Dios Padre y Jesús trabajan juntos y unidos en el amor. Jesús no obra sin el Padre y el Padre no otorga nada si no es en el Hijo. De este amor incondicional brota, nace el Espíritu Santo. Es el mismo espíritu que animó a Jesús en toda su vida hasta la entrega extrema de la cruz. El mismo Espíritu que lo hace resucitar. Este mismo espíritu se queda con nosotros. “Yo voy al Padre y les mandaré otro defensor”, es el Paráclito que nos defenderá, que pondrá palabras en nuestra boca, que nos impulsará, que quitará toda división y que nos revelará toda verdad. La verdad es que el Padre está con el Hijo y para el Hijo y que el Hijo está con el Padre y para él. Unidad, Amor, Entrega, Compromiso, Fidelidad, Donación en un mismo Espíritu.
Son tres tiempos de la revelación: el tiempo de Dios (A.T.), el tiempo de Jesús (N.T.) y el tiempo del Espíritu Santo (Tiempo de la Iglesia).
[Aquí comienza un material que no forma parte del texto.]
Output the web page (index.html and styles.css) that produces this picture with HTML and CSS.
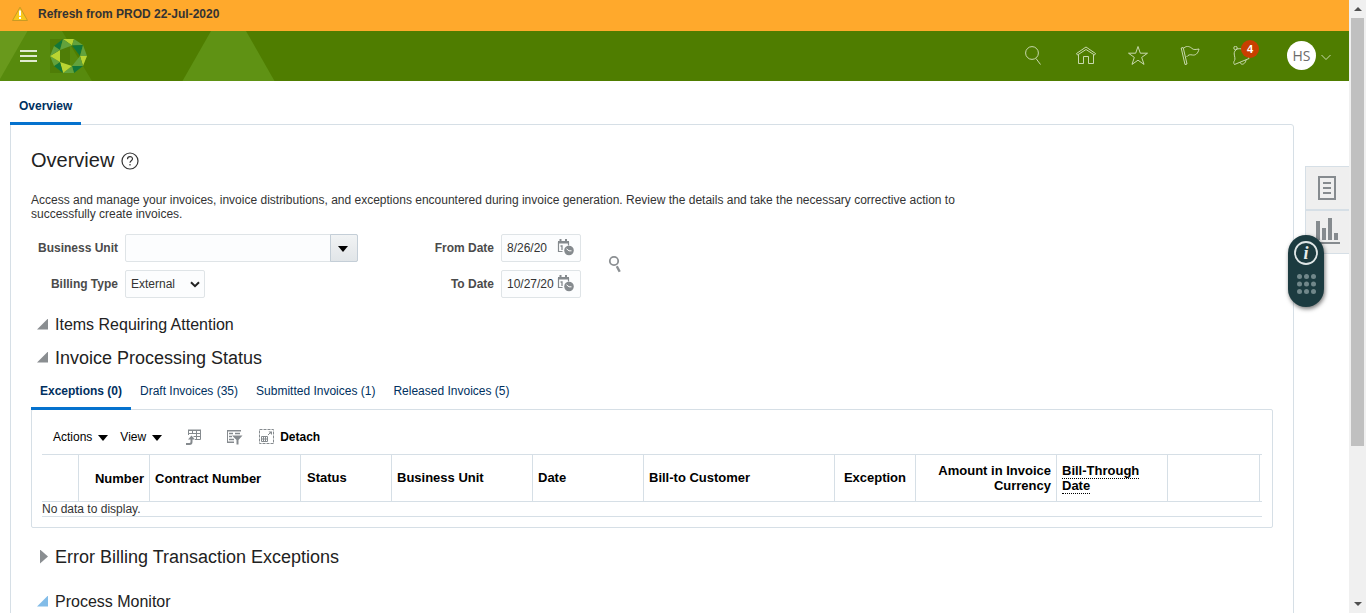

Son Tres Personas: Padre, Hijo y Espíritu Santo dentro de la misma naturaleza: Dios.
Pidamos al Espíritu Santo, él que nos llenó con las gracias de sus dones el domingo, que nos haga crecer en el don del entendimiento para comprender que el misterio de Dios sólo se vive con la fuerza de la humildad y abandono en él, y que nos llene de fortaleza para poder vivir y testimoniar ese misterio en las adversidades de la vida.
María, hija de Dios Padre, Madre de Dios Hijo y Esposa del Dios Espíritu Santo, ruega por nosotros.